Wah Seong’s
1QFY12 results were below expectations. The poorer-than-expected results were
due to the recognition of lower margin products and services, especially in the
O&G segment. In FY11, the company had the benefits of higher margins from
its Gorgon pipe coating job as well as higher contribution from its equipment
division. We are downgrading our FY12-13 earnings by 12%-14% and at the same
time downgrading our call from Buy to Neutral, with a lower fair value of
RM2.06 (previously RM2.40).
Below expectation. The 1QFY12 results were below consensus and our estimates,
making up 13% and 15% of consensus and our FY12 forecasts respectively.
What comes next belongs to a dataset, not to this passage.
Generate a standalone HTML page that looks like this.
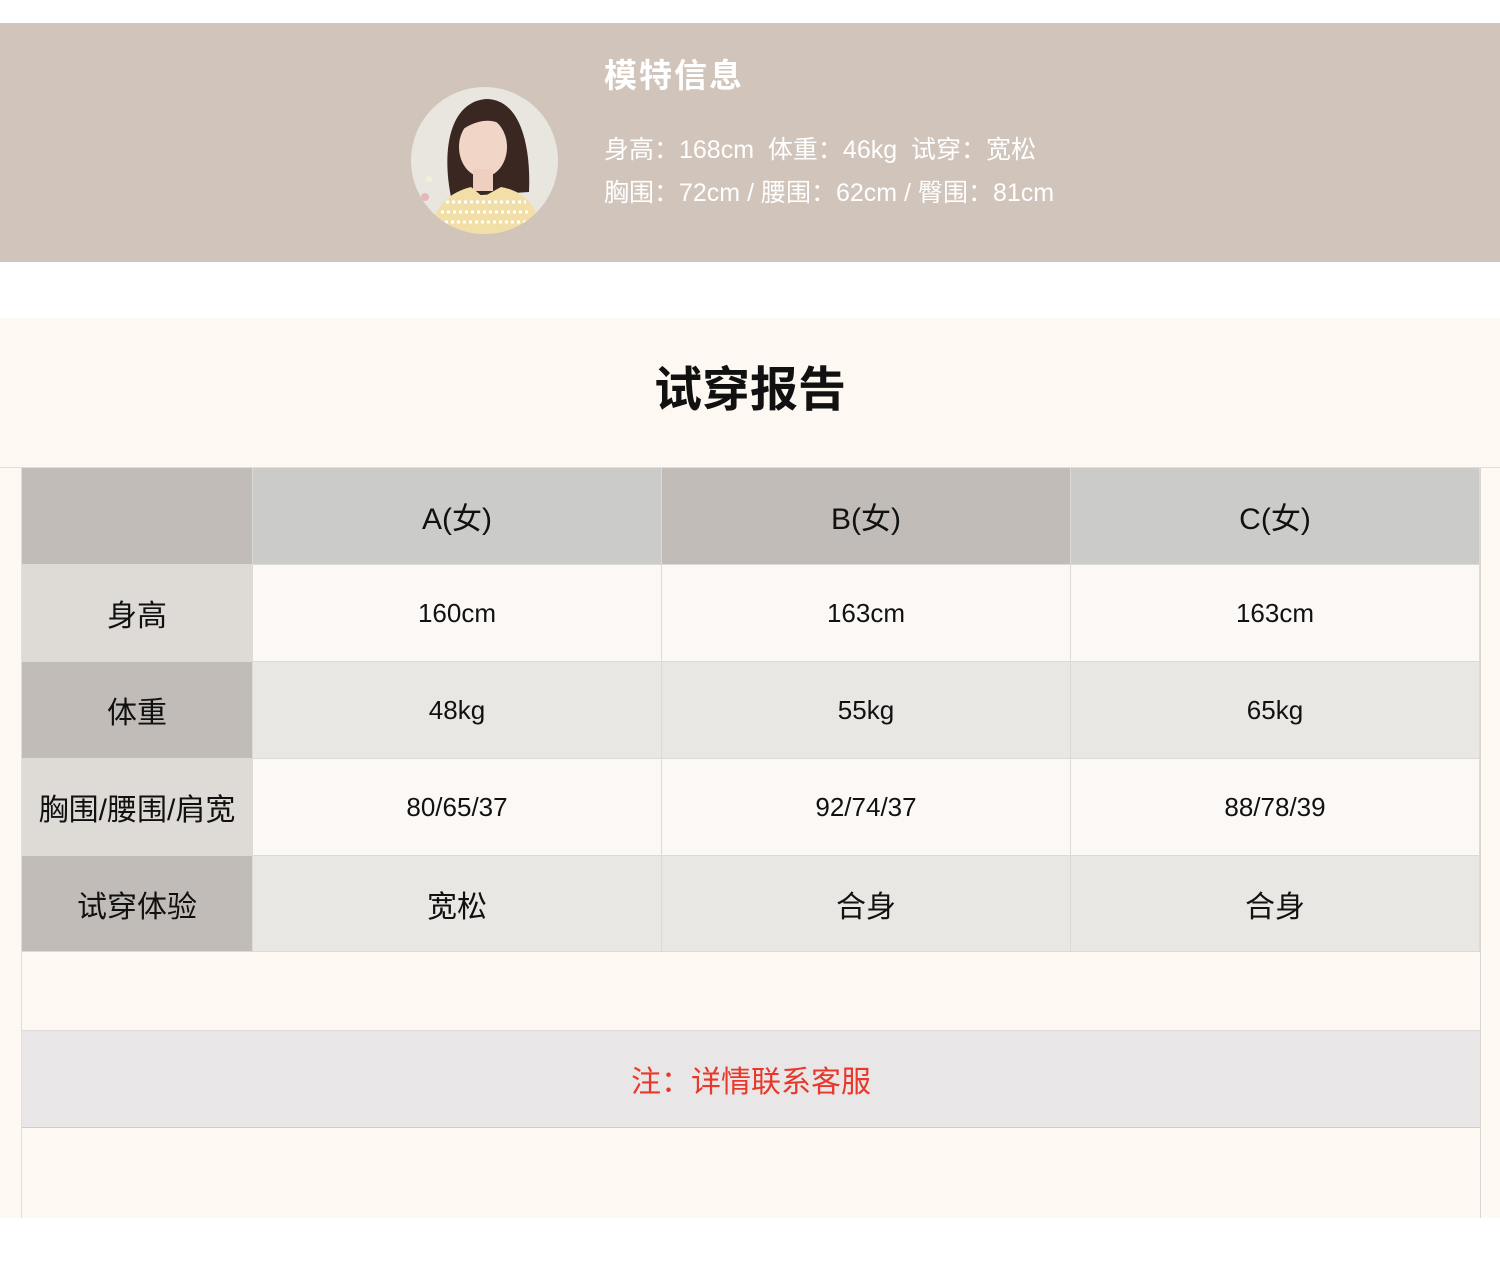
<!DOCTYPE html>
<html><head><meta charset="utf-8"><style>
*{margin:0;padding:0;box-sizing:border-box}
body{width:1500px;height:1267px;background:#fff;position:relative;overflow:hidden;font-family:"Liberation Sans","Noto Sans CJK SC",sans-serif}
.a{position:absolute}
.c{position:absolute;display:flex;align-items:center;justify-content:center;color:#111;font-size:30px;border-right:1px solid #ddd9d4;border-bottom:1px solid #ddd9d4}
.n{font-size:26px}
</style></head><body>
<div class="a" style="left:0;top:23px;width:1500px;height:239px;background:#d0c4bb"></div>
<svg class="a" style="left:411px;top:87px" width="147" height="147" viewBox="0 0 147 147">
<defs><clipPath id="cp"><circle cx="73.5" cy="73.5" r="73.5"/></clipPath></defs>
<g clip-path="url(#cp)">
<rect width="147" height="147" fill="#e9e6e0"/>
<path d="M40 110 C30 60 40 15 75 12 C110 12 120 60 118 105 Z" fill="#3a2722"/>
<ellipse cx="72" cy="60" rx="24" ry="30" fill="#f1d5c6"/>
<path d="M48 45 C52 20 95 18 98 45 C90 32 70 28 48 45Z" fill="#3a2722"/>
<rect x="62" y="82" width="20" height="22" fill="#efcfbf"/>
<path d="M20 147 C22 118 40 105 60 100 L72 110 L90 100 C112 104 128 118 130 147Z" fill="#f2dfa8"/>
<path d="M30 125 H120 M28 135 H125 M35 115 H115" stroke="#fff" stroke-width="3" stroke-dasharray="3 3"/>
<circle cx="14" cy="110" r="4" fill="#e8b8b8"/><circle cx="18" cy="92" r="3" fill="#f3efd8"/>
</g></svg>
<div class="a" style="left:604px;top:49px;font-size:33px;font-weight:bold;color:#fff;letter-spacing:2px">模特信息</div>
<div class="a" style="left:604px;top:130px;font-size:25px;color:#fff;white-space:pre">身高：168cm  体重：46kg  试穿：宽松</div>
<div class="a" style="left:604px;top:173px;font-size:25px;color:#fff;white-space:pre">胸围：72cm / 腰围：62cm / 臀围：81cm</div>

<div class="a" style="left:0;top:318px;width:1500px;height:900px;background:#fdf8f2"></div>
<div class="a" style="left:0;top:350px;width:1500px;text-align:center;font-size:48px;font-weight:bold;color:#111">试穿报告</div>
<div class="a" style="left:0;top:467px;width:1500px;height:1px;background:#e2ddd7"></div>
<div class="a" style="left:21px;top:468px;width:1px;height:750px;background:#e2ddd7"></div>
<div class="a" style="left:1480px;top:468px;width:1px;height:750px;background:#d8d4cf"></div>

<div class="c" style="left:22px;top:468px;width:231px;height:97px;background:#c1bcb8"></div>
<div class="c" style="left:253px;top:468px;width:409px;height:97px;background:#cbcbc9">A(女)</div>
<div class="c" style="left:662px;top:468px;width:409px;height:97px;background:#c1bcb8">B(女)</div>
<div class="c" style="left:1071px;top:468px;width:409px;height:97px;background:#cbcbc9">C(女)</div>

<div class="c" style="left:22px;top:565px;width:231px;height:97px;background:#dedbd7">身高</div>
<div class="c n" style="left:253px;top:565px;width:409px;height:97px;background:#fbf8f5">160cm</div>
<div class="c n" style="left:662px;top:565px;width:409px;height:97px;background:#fbf8f5">163cm</div>
<div class="c n" style="left:1071px;top:565px;width:409px;height:97px;background:#fbf8f5">163cm</div>

<div class="c" style="left:22px;top:662px;width:231px;height:97px;background:#c1bcb8">体重</div>
<div class="c n" style="left:253px;top:662px;width:409px;height:97px;background:#e9e7e3">48kg</div>
<div class="c n" style="left:662px;top:662px;width:409px;height:97px;background:#e9e7e3">55kg</div>
<div class="c n" style="left:1071px;top:662px;width:409px;height:97px;background:#e9e7e3">65kg</div>

<div class="c" style="left:22px;top:759px;width:231px;height:97px;background:#dedbd7">胸围/腰围/肩宽</div>
<div class="c n" style="left:253px;top:759px;width:409px;height:97px;background:#fbf8f5">80/65/37</div>
<div class="c n" style="left:662px;top:759px;width:409px;height:97px;background:#fbf8f5">92/74/37</div>
<div class="c n" style="left:1071px;top:759px;width:409px;height:97px;background:#fbf8f5">88/78/39</div>

<div class="c" style="left:22px;top:856px;width:231px;height:96px;background:#c1bcb8">试穿体验</div>
<div class="c" style="left:253px;top:856px;width:409px;height:96px;background:#e9e7e3">宽松</div>
<div class="c" style="left:662px;top:856px;width:409px;height:96px;background:#e9e7e3">合身</div>
<div class="c" style="left:1071px;top:856px;width:409px;height:96px;background:#e9e7e3">合身</div>

<div class="a" style="left:22px;top:1030px;width:1458px;height:98px;background:#e8e6e6;border-top:1px solid #dcdadb;border-bottom:1px solid #cfcdcd;display:flex;align-items:center;justify-content:center;font-size:30px;color:#e8382b">注：详情联系客服</div>
</body></html>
The
poorer-than-expected results were mainly due to the recognition of lower margin
products and services, especially in the O&G segment. In FY11, the company
had recognized higher margin from its Gorgon pipe coating job as well as higher
contribution from its equipment division. As a result, its 1QFY12 revenue and
net profit came in at RM481.6m and RM17.8m, down 6.3% and 8.9% q-o-q
respectively, although YTD revenue was slightly lower by 1.9% while its net
profit fell by a larger by 59.0% YTD.
Downgrading FY12-13 earnings forecasts by
12%-14%. Our downgrade factors in
the lower-than-expected 1QFY12 results and potentially slower quarterly profit
growth going forward.
Downgrade to Neutral from Buy. Our
fair value for the company has also been downgraded to RM2.06 (previously
RM2.40), based on the existing PER of 13x FY12 EPS following our earnings
downgrade. Although we understand that Wah Seong maintained its pipe coating
market leadership in Asia, which may be less affected by the European economic
crisis, we believe that the possibility of spillover negative effects from that
region would eventually lead to slower new contract awards. Hence, 2012 may
still remain a tough year for Wah Seong as well as its peers.